Out from the Chicano movement came a theology, an educational approach that pushed for the opening of Chicano studies programs, a political alertness, and the conviction that mestizaje ought to be seen not only as a racial term but as unique view of the self. As time went by, several thinkers reflected on that view. Some were directly linked to El Movimiento, like Gloria Anzaldúa, whose 1987 feminist book, Borderlands/La Frontera: The New Mestiza, offered fresh insights into the adaptability of the term mestiza. For Anzaldúa, it meant to live defiantly, with the conviction that a hybrid life is perfectly suited for our changing times. Another English-language essayist attracted to the word is Richard Rodriguez. He has produced a trilogy of books, including Brown: The Last Discovery of America, in which he suggests that mestizaje is, actually, a most useful category for understanding how the United States has become multicultural in recent decades.

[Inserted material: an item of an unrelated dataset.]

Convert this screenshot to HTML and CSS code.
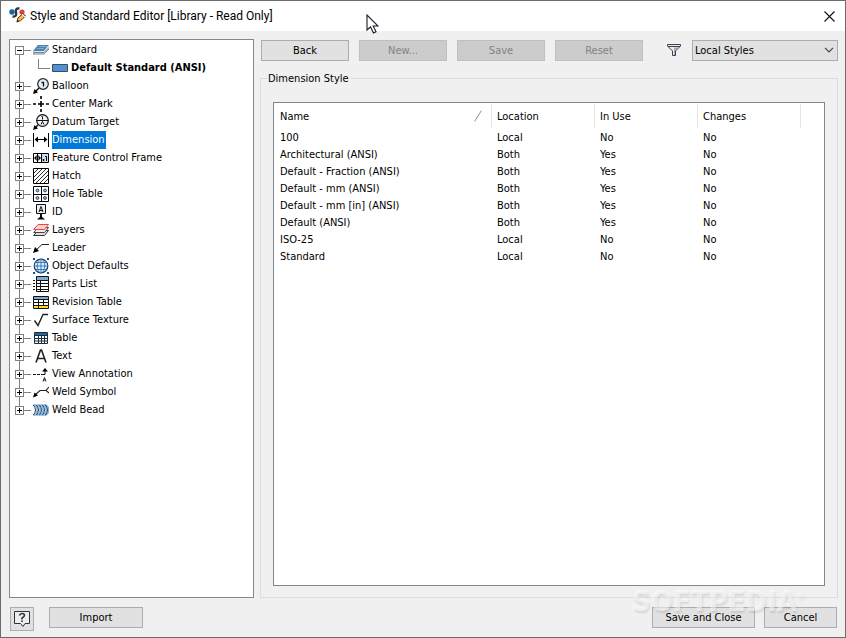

The transformative power of the Latino minority, the largest and fastest-growing in our pluralistic United States, has had an effect on this debate. In colleges across the nation, the notion of mestizaje is part of the curriculum in Hispanic courses. A majority of Mexican-Americans are mestizos, and Mexican-Americans today are also Latinos. However, not all Latinos are Mexican-American. On one hand, the mestizo self pushes a portion of Mexican-Americans to understand themselves as separate from other Latinos, although, as in the case of Anzaldúa, they make the concept of mestizaje permeable enough to serve them as a platform to relate to other people of color. On the other hand, there are some, including Rodríguez, who suggest that mestizaje is no longer a term defining an individual group alone. It has become universal. By virtue of the cross-fertilization defining the country in its entirety, we’re all mestizos now, no matter if one comes from Bogotá, Beirut, or Jakarta.
In short, the Diccionario might think that a mestizo is a person or culture born from different races, but it is something far bigger yet less tangible: a state of mind.